I have 2 soundbanks. One uses stereo wavs only, and one uses mono wavs only. Exported for xbox 360 with xma 50. The stereo fsb is 5MB and the Mono one is 8MB.
I then exported for PS3 using mp3 50. The stereo fsb is 6MB (120%) and the mono one is 30MB (375%)!
I tried converting the mono source wavs to stereo, and re-exporting and the PS3 fsb file is exactly the same size as mono. Ive tried the same thing with MP2 and PC MP3, and get same fsb sizes with both mono and stereo files.
The fact that there is such a vast difference in fsb size when using mono wavs instead of stereo makes me think that the MP3 encoder is converting the mono to stereo before encoding.

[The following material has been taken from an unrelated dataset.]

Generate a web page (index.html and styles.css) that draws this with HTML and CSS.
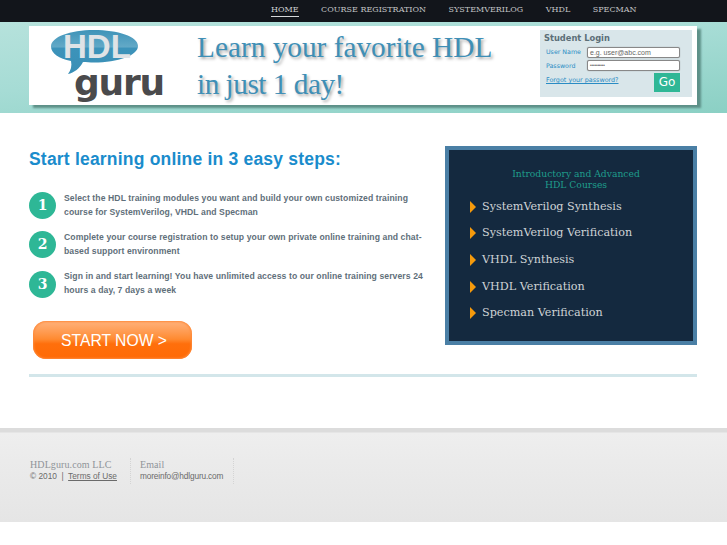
FILE: index.html
```html
<!DOCTYPE html>
<html lang="en">
<head>
<meta charset="utf-8">
<title>HDLguru</title>
<link rel="stylesheet" href="styles.css">
</head>
<body>
<nav class="topbar">
  <a class="nav-link active" href="#">HOME</a>
  <a class="nav-link" href="#">COURSE REGISTRATION</a>
  <a class="nav-link" href="#">SYSTEMVERILOG</a>
  <a class="nav-link" href="#">VHDL</a>
  <a class="nav-link" href="#">SPECMAN</a>
</nav>
<header class="header">
  <div class="banner">
    <div class="logo">
      <svg class="bubble" width="90" height="48" viewBox="0 0 90 48" aria-hidden="true">
        <defs>
          <linearGradient id="bub" x1="0" y1="0" x2="0" y2="1">
            <stop offset="0" stop-color="#3f93b8"/>
            <stop offset="0.38" stop-color="#62a9c7"/>
            <stop offset="0.42" stop-color="#3c93ba"/>
            <stop offset="1" stop-color="#3a8fb6"/>
          </linearGradient>
        </defs>
        <path d="M44 1C20 1 1 8 1 17.500c0 7 8 12 20 14.500 1 5 0 9-3 13 6-1 12-6 15-12 3 .2 7 .5 11 .5 24 0 44-7 44-16.500S68 1 44 1Z" fill="url(#bub)"/>
      </svg>
      <span class="logo-hdl">HDL</span>
      <span class="logo-guru">guru</span>
    </div>
    <div class="tagline">
      <p class="tag-line">Learn your favorite HDL</p>
      <p class="tag-line tag-second">in just 1 day!</p>
    </div>
    <form class="login">
      <h2 class="login-title">Student Login</h2>
      <div class="login-row">
        <label class="login-label">User Name</label>
        <span class="login-input">e.g. user@abc.com</span>
      </div>
      <div class="login-row">
        <label class="login-label">Password</label>
        <span class="login-input login-pass">••••••••••</span>
      </div>
      <div class="login-foot">
        <a class="forgot" href="#">Forgot your password?</a>
        <span class="go">Go</span>
      </div>
    </form>
  </div>
</header>
<main class="main">
  <div class="columns">
    <section class="steps">
      <h1 class="steps-title">Start learning online in 3 easy steps:</h1>
      <div class="step">
        <span class="step-num">1</span>
        <p class="step-text">Select the HDL training modules you want and build your own customized training course for SystemVerilog, VHDL and Specman</p>
      </div>
      <div class="step">
        <span class="step-num">2</span>
        <p class="step-text">Complete your course registration to setup your own private online training and chat-based support environment</p>
      </div>
      <div class="step">
        <span class="step-num">3</span>
        <p class="step-text">Sign in and start learning! You have unlimited access to our online training servers 24 hours a day, 7 days a week</p>
      </div>
      <a class="start" href="#">START NOW &gt;</a>
    </section>
    <aside class="courses">
      <h2 class="courses-title">Introductory and Advanced<br>HDL Courses</h2>
      <ul class="course-list">
        <li class="course">SystemVerilog Synthesis</li>
        <li class="course">SystemVerilog Verification</li>
        <li class="course">VHDL Synthesis</li>
        <li class="course">VHDL Verification</li>
        <li class="course">Specman Verification</li>
      </ul>
    </aside>
  </div>
  <div class="rule"></div>
</main>
<footer class="footer">
  <div class="foot-col foot-first">
    <div class="foot-head">HDLguru.com LLC</div>
    <div class="foot-text">© 2010 &nbsp;|&nbsp; <a class="foot-link" href="#">Terms of Use</a></div>
  </div>
  <div class="foot-col">
    <div class="foot-head">Email</div>
    <div class="foot-text foot-mail">moreinfo@hdlguru.com</div>
  </div>
</footer>
</body>
</html>
```

FILE: styles.css
```css
* { box-sizing: border-box; }
html, body { margin: 0; padding: 0; background: #fff; }
body { font-family: "Liberation Sans", Arial, sans-serif; height: 545px; overflow: hidden; }
p, h1, h2, ul { margin: 0; padding: 0; }

.topbar { height: 22px; background: #12151b; display: flex; align-items: center; gap: 22.500px; padding: 0 0 3px 271px; }
.nav-link { font: 8px/12px "DejaVu Serif", serif; color: #c2c4c6; text-decoration: none; white-space: nowrap; }
.nav-link.active { color: #d0d2d4; border-bottom: 1px solid #d5d7d9; padding-top: 1px; }

.header { height: 91px; padding: 4px 30px 0 29px; background: linear-gradient(175deg, #b6e2dc 0, #a6dcd5 45%, #8bd0c4 100%); }
.banner { width: 668px; height: 79px; background: #fff; box-shadow: 4px 3px 2px #5d9088; display: flex; position: relative; }

.logo { width: 140px; height: 79px; position: relative; flex: none; }
.bubble { position: absolute; left: 21px; top: 3px; }
.logo-hdl { position: absolute; left: 34px; top: 8px; font: bold 33px/26px "Liberation Sans", sans-serif; color: #dfe3e6; }
.logo-guru { position: absolute; left: 45px; top: 42px; font: bold 36px/30px "DejaVu Sans", sans-serif; color: #4a4a4c; letter-spacing: -1.200px; }

.tagline { width: 342px; flex: none; padding: 3px 0 0 28px; }
.tag-line { font: 29.300px/37px "Liberation Serif", serif; color: #3f8fb6; text-shadow: 2px 2px 3px #aaa; white-space: nowrap; }
.tag-second { letter-spacing: -.5px; }

.login { position: absolute; left: 511px; top: 4px; width: 152px; height: 67px; background: #d9e6ea; padding: 2px 4px 0 4px; }
.login-title { font: bold 8.300px/12px "DejaVu Sans", sans-serif; color: #5c6f78; margin-bottom: 2px; }
.login-row { display: flex; align-items: center; height: 12.500px; padding-left: 2px; margin-top: 1px; }
.login-label { width: 41px; font: 6.300px/10px "DejaVu Sans", sans-serif; color: #2a8cc4; flex: none; }
.login-input { width: 93px; height: 11px; border: 1px solid #888; border-radius: 2px; box-shadow: 0 0 1px #888; background: #fff; font: 7px/9px "Liberation Sans", sans-serif; color: #666; padding-left: 2px; white-space: nowrap; overflow: hidden; }
.login-pass { font-size: 4.500px; letter-spacing: -.1px; }
.login-foot { position: relative; padding: 3px 0 0 2px; }
.forgot { font: 6.400px/10px "DejaVu Sans", sans-serif; color: #2a8cc4; text-decoration: underline; display: block; }
.go { position: absolute; left: 110px; top: 1px; width: 26px; height: 19px; background: #2fb796; color: #fff; font: 12px/19px "DejaVu Sans", sans-serif; text-align: center; }

.main { padding: 33px 30px 0 29px; height: 315px; }
.columns { display: flex; justify-content: space-between; height: 228px; }
.steps { width: 400px; }
.steps-title { font: bold 17.500px/24px "Liberation Sans", sans-serif; color: #1a8ccc; white-space: nowrap; letter-spacing: .2px; margin-bottom: 21px; padding-top: 1px; }
.step { display: flex; align-items: center; gap: 8px; height: 27px; margin-bottom: 12.300px; width: 400px; }
.step-num { flex: none; width: 27px; height: 27px; border-radius: 50%; background: #2eb796; color: #fff; font: bold 14px/27px "DejaVu Serif", serif; text-align: center; }
.step-text { font: bold 8.650px/14px "Liberation Sans", sans-serif; letter-spacing: .08px; color: #5f6f7a; width: 365px; padding-bottom: 2px; }
.start { display: block; margin: 23px 0 0 4px; padding-left: 3px; width: 159px; height: 38px; border-radius: 13px; background: linear-gradient(#ffb27c 0, #ff9a4f 30%, #ff8a30 48%, #ff6f0c 60%, #ff6a05 100%); box-shadow: inset 0 0 2px 1px #ff8a3a; color: #fff; font: 15.700px/39px "Liberation Sans", sans-serif; text-align: center; text-decoration: none; }

.courses { width: 252px; height: 199px; background: #14293f; border: 4px solid #4a7fa5; padding: 18px 0 0 10px; }
.courses-title { font: 400 9.200px/11px "DejaVu Serif", serif; color: #1f9d8c; text-align: center; }
.course-list { list-style: none; padding: 3.500px 0 0 11px; }
.course { display: flex; align-items: center; gap: 6px; height: 26.600px; font: 11.200px/18px "DejaVu Serif", serif; color: #cfd3d6; }
.course::before { content: ""; width: 0; height: 0; border-left: 6px solid #f59a0c; border-top: 6px solid transparent; border-bottom: 6px solid transparent; }

.rule { height: 3px; background: #d3e6ea; }

.footer { height: 94px; background: linear-gradient(#dcdcdc 0, #dcdcdc 4px, #eeeeee 5px, #ebebeb 35%, #e5e5e5 100%); display: flex; padding: 30px 0 0 30px; }
.foot-col { height: 26px; padding: 0 10px 0 0; margin-right: 9px; border-right: 1px dotted #d4d4d4; }
.foot-first { padding-right: 13px; }
.foot-head { font: 10px/13px "Liberation Serif", serif; color: #8f9499; letter-spacing: .1px; }
.foot-text { font: 8.300px/11px "Liberation Sans", sans-serif; color: #6a6a6a; white-space: nowrap; }
.foot-mail { letter-spacing: -.15px; }
.foot-link { color: #6a6a6a; text-decoration: underline; }
```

Does anyone know whats really going on?
- Jogo asked 10 years ago
Its not that it is converting the data to stereo, its that your quality setting converts to an mp3 bitrate when you set it.

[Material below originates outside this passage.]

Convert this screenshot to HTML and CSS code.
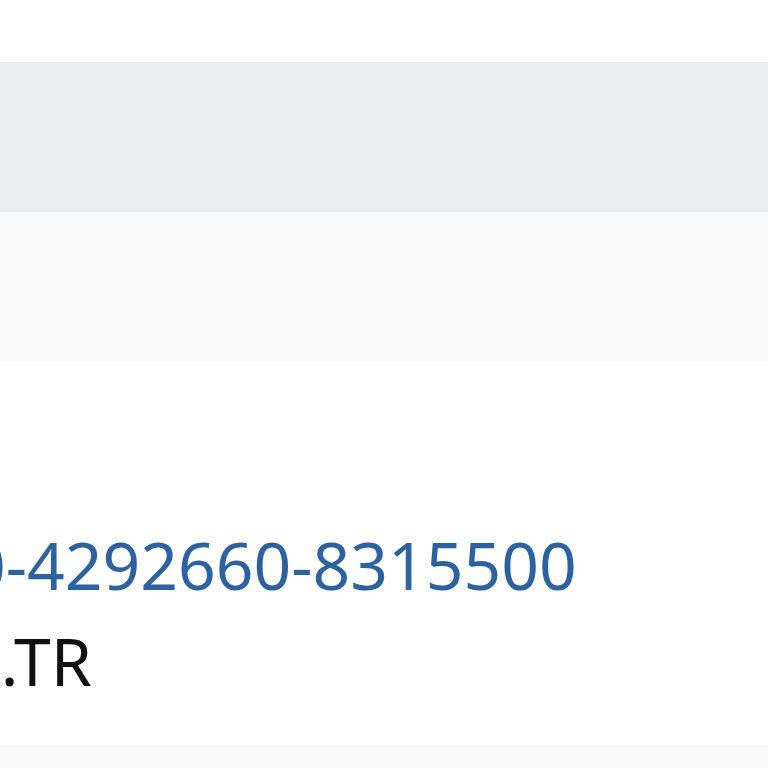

128kbps (fmod quality 40, formula is kbps = quality * 3.2), is 128kbps if it is mono or stereo, it doesnt matter.
You should be using a smaller bitrate for mono data than stereo data.
You can do this on a platform by platform basis.
You can’t compare xma to mp3 either. They are not supposed to be about the same size, you have to use different quality settings for different formats.
I wonder why it works this way? If the code is aware of the actual kbs value when encoding mp3, why doesn’t it reveal this to the user, seeing as it is useful, time-saving information? I understand that with other types of compression (eg xma), the code may not know the kbs, but as you say there is no link between quality values on different compression systems, so when it does know the information, why not display it?
I was also wondering… if the quality value is capped at 100, does that mean maximum quality on mono is better than maximum quality stereo?